NOTE 1. Basis of Presentation and Accounting Policies


     The accompanying unaudited consolidated financial statements for First Financial Holdings, Inc. (“First Financial”) and its wholly-owned subsidiaries, including First Federal Bank (“First Federal”), a South Carolina-chartered commercial bank, have been prepared in accordance with accounting principles generally accepted in the United States of America (“GAAP”) for interim financial information and the instructions for Form 10-Q and Article 10 of Regulation S-X pursuant to the Securities Exchange Act of 1934. Accordingly, they do not include all of the information and notes required by GAAP for complete financial statements. In the opinion of management, all adjustments (consisting of normal recurring accruals) considered necessary for a fair presentation have been included. Operating results for the three months ended March 31, 2013 are not necessarily indicative of the results that may be expected for the year ending December 31, 2013.

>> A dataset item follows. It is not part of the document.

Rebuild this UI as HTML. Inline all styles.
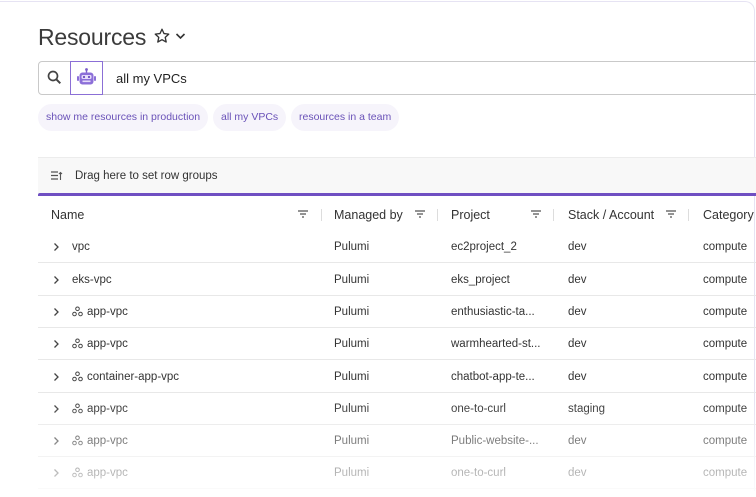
<!DOCTYPE html>
<html><head><meta charset="utf-8"><style>
*{box-sizing:border-box;margin:0;padding:0}
html,body{width:756px;height:497px;overflow:hidden}
body{background:#fff;font-family:"Liberation Sans",sans-serif;position:relative}
.frame{position:absolute;left:-10px;top:1px;width:765px;height:490px;border:1px solid #e6e3f3;border-bottom:none;border-top-right-radius:10px}
h1{position:absolute;left:38px;top:24px;font-size:23px;font-weight:400;color:#3b3b3b;letter-spacing:-.2px}
.star{position:absolute;left:153px;top:27px}
.chev{position:absolute;left:175px;top:32px}
.search{position:absolute;left:38px;top:61px;width:730px;height:34px;border:1px solid #c9c9c9;border-radius:4px}
.sicon{position:absolute;left:0;top:0;width:32px;height:32px}
.robot{position:absolute;left:31px;top:-1px;width:33px;height:34px;border:1px solid #8b6fd6}
.stext{position:absolute;left:77px;top:9px;font-size:13px;color:#222}
.chip{position:absolute;top:104px;height:27px;border-radius:14px;background:#f6f4fb;color:#6a52b8;font-size:10.5px;line-height:27px;padding:0 8px}
.group{position:absolute;left:38px;top:157px;width:730px;height:37px;background:#f8f8f8;border-top:1px solid #ececec}
.group span{position:absolute;left:37px;top:12px;font-size:11.5px;color:#333}
.pl{position:absolute;left:38px;top:193px;width:730px;height:3px;background:#6f4fc2;border-radius:2px 0 0 0}
.hd{position:absolute;top:208px;font-size:12.5px;color:#333}
.sep{position:absolute;top:209px;width:1px;height:12px;background:#ddd}
.flt{position:absolute;top:209px}
.row{position:absolute;left:38px;width:730px;height:32px;border-bottom:1px solid #e8e8e8;font-size:11.5px;color:#333}
.row div{position:absolute;top:10px;white-space:nowrap}
.row svg{position:absolute}
.fade{position:absolute;left:0;top:400px;width:756px;height:97px;background:linear-gradient(rgba(255,255,255,0),rgba(255,255,255,.85))}
</style></head><body>
<div class="frame"></div>
<h1>Resources</h1>
<svg class="star" width="18" height="18" viewBox="0 0 24 24"><path d="M12 3l2.7 5.8 6.3.7-4.7 4.3 1.3 6.2L12 16.9 6.4 20l1.3-6.2L3 9.5l6.3-.7z" fill="none" stroke="#333" stroke-width="1.8" stroke-linejoin="round"/></svg>
<svg class="chev" width="11" height="8" viewBox="0 0 11 8"><path d="M1.5 2l4 4 4-4" fill="none" stroke="#333" stroke-width="1.6"/></svg>
<div class="search">
<svg class="sicon" viewBox="0 0 32 32"><circle cx="14" cy="14" r="4.5" fill="none" stroke="#444" stroke-width="1.7"/><path d="M17.3 17.3l4 4" stroke="#444" stroke-width="2"/></svg>
<div class="robot"><svg width="31" height="32" viewBox="0 0 31 32"><circle cx="15.5" cy="7.5" r="1.4" fill="#7b5cc9"/><path d="M15.5 8v2.5" stroke="#7b5cc9" stroke-width="1.4"/><rect x="8.5" y="10.5" width="14" height="12" rx="3" fill="#8c6fd8"/><rect x="6" y="14" width="2" height="5" rx="1" fill="#8c6fd8"/><rect x="23" y="14" width="2" height="5" rx="1" fill="#8c6fd8"/><rect x="10.5" y="13" width="10" height="4" rx="1.2" fill="#e6dcfa"/><circle cx="13" cy="15" r="1.1" fill="#6a4cc0"/><circle cx="18" cy="15" r="1.1" fill="#6a4cc0"/><rect x="11.5" y="18.5" width="8" height="1.6" fill="#e6dcfa"/></svg></div>
<div class="stext">all my VPCs</div>
</div>
<div class="chip" style="left:38px">show me resources in production</div>
<div class="chip" style="left:213px">all my VPCs</div>
<div class="chip" style="left:291px">resources in a team</div>
<div class="group"><svg style="position:absolute;left:13px;top:13px" width="12" height="10" viewBox="0 0 12 10"><path d="M0 1h7M0 4.5h7M0 8h7" stroke="#555" stroke-width="1.2"/><path d="M9.5 9V1.5M8 3l1.5-1.5L11 3" fill="none" stroke="#555" stroke-width="1.1"/></svg><span>Drag here to set row groups</span></div>
<div class="pl"></div>
<div class="hd" style="left:51px">Name</div>
<div class="hd" style="left:334px">Managed by</div>
<div class="hd" style="left:451px">Project</div>
<div class="hd" style="left:568px">Stack / Account</div>
<div class="hd" style="left:703px">Category</div>
<svg class="flt" style="left:297px" width="12" height="10" viewBox="0 0 12 10"><path d="M1 2h10M3 5h6M5 8h2" stroke="#555" stroke-width="1.2"/></svg>
<svg class="flt" style="left:414px" width="12" height="10" viewBox="0 0 12 10"><path d="M1 2h10M3 5h6M5 8h2" stroke="#555" stroke-width="1.2"/></svg>
<svg class="flt" style="left:530px" width="12" height="10" viewBox="0 0 12 10"><path d="M1 2h10M3 5h6M5 8h2" stroke="#555" stroke-width="1.2"/></svg>
<svg class="flt" style="left:665px" width="12" height="10" viewBox="0 0 12 10"><path d="M1 2h10M3 5h6M5 8h2" stroke="#555" stroke-width="1.2"/></svg>
<div class="sep" style="left:321px"></div><div class="sep" style="left:437px"></div><div class="sep" style="left:553px"></div><div class="sep" style="left:688px"></div>

<svg width="0" height="0" style="position:absolute"><defs>
<symbol id="ch" viewBox="0 0 8 10"><path d="M2.5 1.5l3.5 3.5-3.5 3.5" fill="none" stroke="#444" stroke-width="1.3"/></symbol>
<symbol id="og" viewBox="0 0 11 11"><circle cx="5.5" cy="2.8" r="1.8" fill="none" stroke="#444" stroke-width="1"/><circle cx="2.5" cy="8" r="1.8" fill="none" stroke="#444" stroke-width="1"/><circle cx="8.5" cy="8" r="1.8" fill="none" stroke="#444" stroke-width="1"/></symbol>
</defs></svg>

<div class="row" style="top:231px"><svg style="left:14px;top:11px" width="8" height="10"><use href="#ch"/></svg><div style="left:34px">vpc</div><div style="left:296px">Pulumi</div><div style="left:413px">ec2project_2</div><div style="left:530px">dev</div><div style="left:665px">compute</div></div>
<div class="row" style="top:264px"><svg style="left:14px;top:11px" width="8" height="10"><use href="#ch"/></svg><div style="left:34px">eks-vpc</div><div style="left:296px">Pulumi</div><div style="left:413px">eks_project</div><div style="left:530px">dev</div><div style="left:665px">compute</div></div>
<div class="row" style="top:296px"><svg style="left:14px;top:11px" width="8" height="10"><use href="#ch"/></svg><svg style="left:34px;top:10px" width="11" height="11"><use href="#og"/></svg><div style="left:49px">app-vpc</div><div style="left:296px">Pulumi</div><div style="left:413px">enthusiastic-ta...</div><div style="left:530px">dev</div><div style="left:665px">compute</div></div>
<div class="row" style="top:328px"><svg style="left:14px;top:11px" width="8" height="10"><use href="#ch"/></svg><svg style="left:34px;top:10px" width="11" height="11"><use href="#og"/></svg><div style="left:49px">app-vpc</div><div style="left:296px">Pulumi</div><div style="left:413px">warmhearted-st...</div><div style="left:530px">dev</div><div style="left:665px">compute</div></div>
<div class="row" style="top:361px"><svg style="left:14px;top:11px" width="8" height="10"><use href="#ch"/></svg><svg style="left:34px;top:10px" width="11" height="11"><use href="#og"/></svg><div style="left:49px">container-app-vpc</div><div style="left:296px">Pulumi</div><div style="left:413px">chatbot-app-te...</div><div style="left:530px">dev</div><div style="left:665px">compute</div></div>
<div class="row" style="top:393px"><svg style="left:14px;top:11px" width="8" height="10"><use href="#ch"/></svg><svg style="left:34px;top:10px" width="11" height="11"><use href="#og"/></svg><div style="left:49px">app-vpc</div><div style="left:296px">Pulumi</div><div style="left:413px">one-to-curl</div><div style="left:530px">staging</div><div style="left:665px">compute</div></div>
<div class="row" style="top:425px"><svg style="left:14px;top:11px" width="8" height="10"><use href="#ch"/></svg><svg style="left:34px;top:10px" width="11" height="11"><use href="#og"/></svg><div style="left:49px">app-vpc</div><div style="left:296px">Pulumi</div><div style="left:413px">Public-website-...</div><div style="left:530px">dev</div><div style="left:665px">compute</div></div>
<div class="row" style="top:457px"><svg style="left:14px;top:11px" width="8" height="10"><use href="#ch"/></svg><svg style="left:34px;top:10px" width="11" height="11"><use href="#og"/></svg><div style="left:49px">app-vpc</div><div style="left:296px">Pulumi</div><div style="left:413px">one-to-curl</div><div style="left:530px">dev</div><div style="left:665px">compute</div></div>
<div class="fade"></div>
</body></html>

     Certain amounts have been reclassified to conform with the current year presentation. First Financial’s significant accounting policies are described in Note 1 to the Consolidated Financial Statements included in First Financial’s 2012 Annual Report on Form 10-K for the year ended December 31, 2012, as filed with the Securities and Exchange Commission (“SEC”) on March 18, 2013. For interim reporting purposes, First Financial follows the same basic accounting policies, as updated by the information contained in this report. For further information, refer to the consolidated financial statements and footnotes included in First Financial’s 2012 Annual Report on Form 10-K.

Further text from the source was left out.